Como visto, a distribuição espacial dos crimes não ocorre de maneira

homogênea pela trama urbana, desdobrando-se a partir de nuanças ligadas às

especificidades geográficas das diferentes zonas da região metropolitana estudada.

Dessa forma, o comportamento diferencial da violência urbana, evidenciado

pelos mapas de homicídios dolosos e roubos, provavelmente está em larga escala

influenciado pelas desigualdades sociais, econômicas e de infraestrutura. Tais

desigualdades evidenciam, em termo de processos, a segregação urbana, cuja

tendência de isolamento social é largamente criticada por Jacobs (2007). Esta última

autora, em especial, salienta a importância dos desenhos arquitetônicos e

urbanísticos privilegiarem os componentes da vigilância natural e da convivência

cidadã em prol de bairros e cidades mais seguras.

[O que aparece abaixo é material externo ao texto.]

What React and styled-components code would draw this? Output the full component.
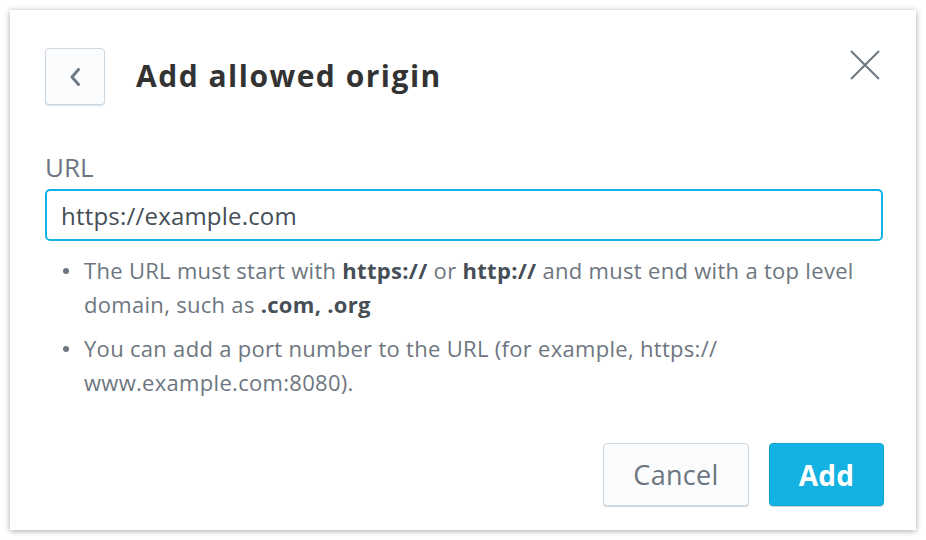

O aprofundamento da análise da tipologia socioespacial vinculada às

hipóteses já consagradas por estudos demográficos e pesquisas criminais, como a

desorganização social, oportunidade e vitimização, pode contribuir com o

desenvolvimento de pesquisas de grande relevância para a compreensão do

complexo fenômeno da criminalidade, sobretudo, em ambientes metropolitanos.